On peut par ailleurs souligner que notre époque n’a rien inventé en matière de succès commercial. A titre d’exemple, dès 1836, le journaliste Emile de Girardin comprend que la littérature populaire peut doper la vente de journaux. Il invente alors le concept de roman-feuilleton. Ces œuvres, divisées en épisodes et destinées au plus grand nombre, attisent l’appétit de lecteurs qui guettent avec avidité l’arrivé du numéro suivant… comme on attend de nos jours la sortie du prochain tome. Malgré les très violentes critiques qu’ils suscitent, en particulier du côté de la classe politique, les romans-feuilletons ont le bon goût d’initier le public à la lecture régulière.

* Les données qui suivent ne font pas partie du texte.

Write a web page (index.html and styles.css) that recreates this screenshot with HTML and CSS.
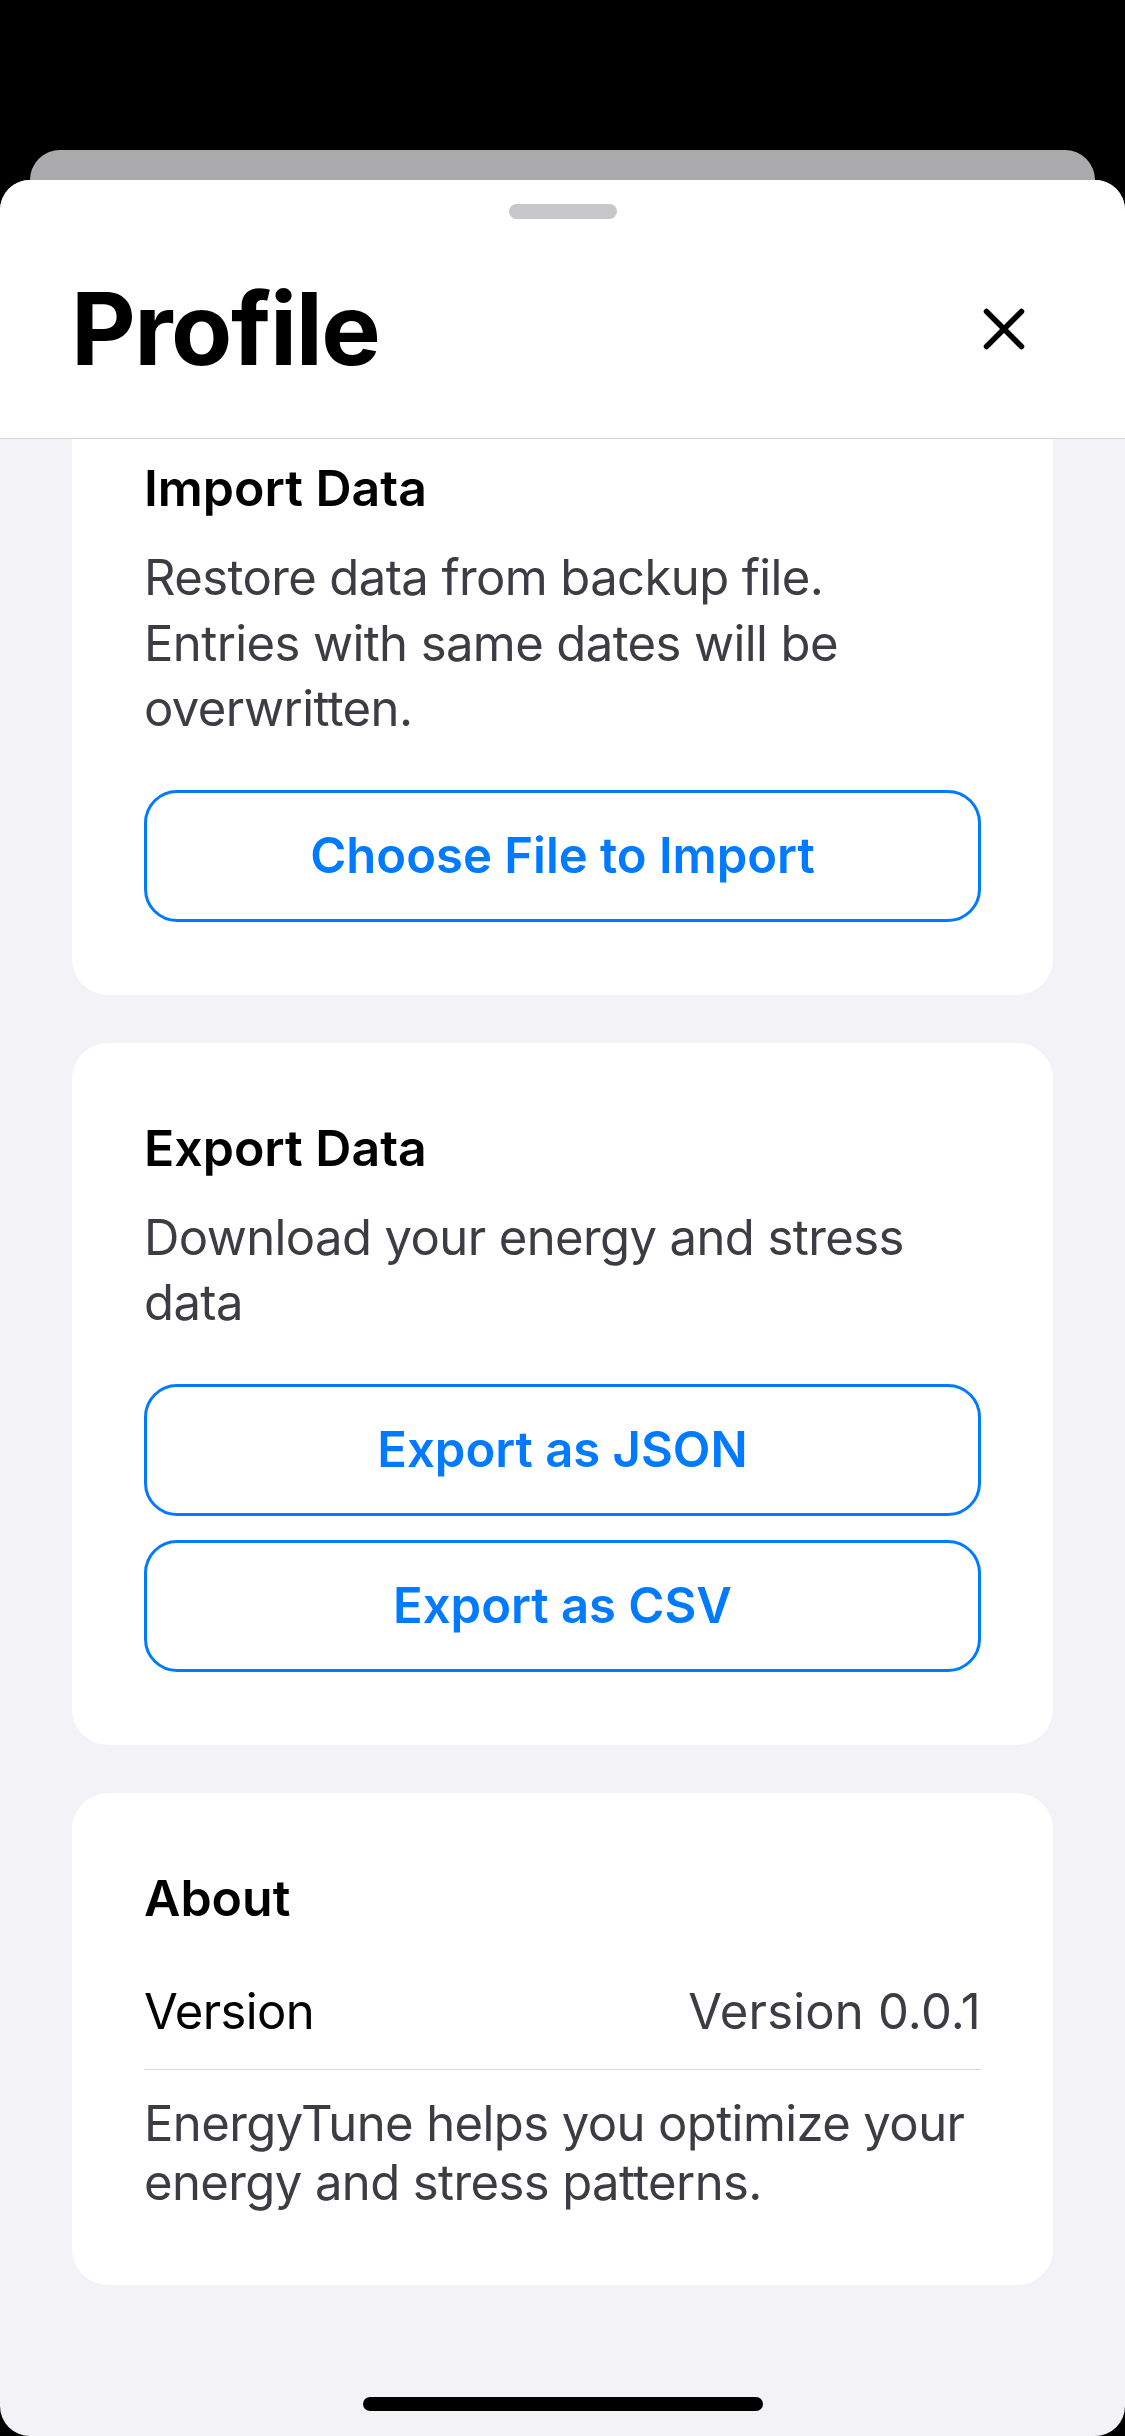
FILE: index.html
```html
<!DOCTYPE html>
<html lang="en">
<head>
<meta charset="utf-8">
<title>Profile</title>
<link rel="stylesheet" href="styles.css">
</head>
<body>
<div class="screen">
  <div class="backcard"></div>
  <div class="sheet">
    <header class="sheet-header">
      <div class="grabber"></div>
      <div class="title-row">
        <h1 class="title">Profile</h1>
        <button class="close" aria-label="Close">
          <svg width="60" height="60" viewBox="0 0 60 60"><path d="M12.5 12.5 L47.5 47.5 M47.5 12.5 L12.5 47.5" stroke="#000" stroke-width="5.5" stroke-linecap="round" fill="none"/></svg>
        </button>
      </div>
    </header>
    <main class="content">
      <div class="list">
        <section class="card">
          <h2 class="card-title">Import Data</h2>
          <p class="card-desc">Restore data from backup file. Entries with same dates will be overwritten.</p>
          <div class="btns">
            <button class="btn">Choose File to Import</button>
          </div>
        </section>
        <section class="card">
          <h2 class="card-title">Export Data</h2>
          <p class="card-desc">Download your energy and stress data</p>
          <div class="btns">
            <button class="btn">Export as JSON</button>
            <button class="btn">Export as CSV</button>
          </div>
        </section>
        <section class="card">
          <h2 class="card-title">About</h2>
          <div class="row">
            <span class="row-label">Version</span>
            <span class="row-value">Version 0.0.1</span>
          </div>
          <p class="about-text">EnergyTune helps you optimize your energy and stress patterns.</p>
        </section>
      </div>
    </main>
    <div class="home-indicator"></div>
  </div>
</div>
</body>
</html>
```
FILE: styles.css
```css
* { box-sizing: border-box; }
html, body {
  margin: 0;
  padding: 0;
  background: #000;
}
body {
  width: 1125px;
  height: 2436px;
  overflow: hidden;
  font-family: Inter, "Noto Sans", "Liberation Sans", sans-serif;
  -webkit-font-smoothing: antialiased;
}
.screen {
  height: 2436px;
  padding-top: 150px;
  display: flex;
  flex-direction: column;
}
.backcard {
  height: 30px;
  margin: 0 30px;
  background: #aaaaac;
  border-radius: 30px 30px 0 0;
  flex: none;
}
.sheet {
  flex: 1;
  position: relative;
  background: #f2f2f7;
  border-radius: 30px;
  overflow: hidden;
  display: flex;
  flex-direction: column;
}
.sheet-header {
  flex: none;
  height: 259px;
  background: #fff;
  border-bottom: 1px solid #d6d6da;
  display: flex;
  flex-direction: column;
  align-items: center;
  padding-top: 24px;
}
.grabber {
  width: 108px;
  height: 15px;
  border-radius: 8px;
  background: #c6c6cb;
}
.title-row {
  align-self: stretch;
  margin-top: 50px;
  padding: 0 91px 0 71px;
  display: flex;
  align-items: center;
  justify-content: space-between;
  height: 120px;
}
.title {
  margin: 0;
  font-size: 100px;
  line-height: 120px;
  font-weight: 700;
  color: #000;
  letter-spacing: -1.5px;
}
.close {
  border: 0;
  background: none;
  padding: 0;
  width: 60px;
  height: 60px;
  display: block;
}
.close svg { display: block; }
.content {
  flex: 1;
  overflow: hidden;
  padding: 0 72px;
}
.list {
  margin-top: -56px;
  display: flex;
  flex-direction: column;
  gap: 48px;
}
.card {
  background: #fff;
  border-radius: 36px;
  padding: 72px 72px 73px;
}
.card-title {
  margin: 0;
  font-size: 50px;
  line-height: 66px;
  font-weight: 600;
  color: #000;
}
.card-desc {
  margin: 24px 0 0;
  font-size: 49px;
  line-height: 65.5px;
  font-weight: 400;
  color: #3c3c43;
  letter-spacing: -0.6px;
}
.btns {
  margin-top: 48px;
  display: flex;
  flex-direction: column;
  gap: 24px;
}
.btn {
  height: 132px;
  border: 3px solid #007aff;
  border-radius: 33px;
  background: #fff;
  color: #007aff;
  font-family: inherit;
  font-size: 49px;
  font-weight: 600;
  display: flex;
  align-items: center;
  justify-content: center;
  padding: 0;
}
.row {
  margin-top: 48px;
  padding-bottom: 24px;
  border-bottom: 1px solid #d9d9dc;
  display: flex;
  justify-content: space-between;
  font-size: 49px;
  line-height: 66px;
}
.row-label { color: #000; letter-spacing: -0.6px; }
.row-value { color: #3c3c43; letter-spacing: 0.2px; }
.about-text {
  margin: 24px 0 0;
  font-size: 49px;
  line-height: 59px;
  color: #3c3c43;
  letter-spacing: -0.6px;
}
.home-indicator {
  position: absolute;
  left: 50%;
  bottom: 25px;
  width: 400px;
  height: 14px;
  margin-left: -200px;
  border-radius: 7px;
  background: #000;
}
```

On peut noter au passage que certains écrits conçus dans cet esprit ont été depuis élevés au rang d’œuvre incontournable. C’est notamment le cas des Trois Mousquetaires d’Alexandre Dumas, initialement publié en feuilletons dans le journal Le Siècle. Un exemple qui devrait faire réfléchir les détracteurs systématiques des productions à succès… et les inciter à ne pas considérer la prose populaire avec trop de hauteur. Lire Guillaume Musso et Marc Lévy ne rend pas nécessairement idiot. Et n’empêche pas de mettre aussi Hugo et Shakespeare sur sa table de chevet.
Être mordu de Twilight n’a donc rien d’infamant. A se passionner pour les aventures d’Edward et de sa Bella, à frémir avec elle quand il l’embrasse et trembler avec lui quand il la sort des griffes d’un autre vampire, on risque tout juste de ne pas résister à la tentation de lire un chapitre de plus le soir.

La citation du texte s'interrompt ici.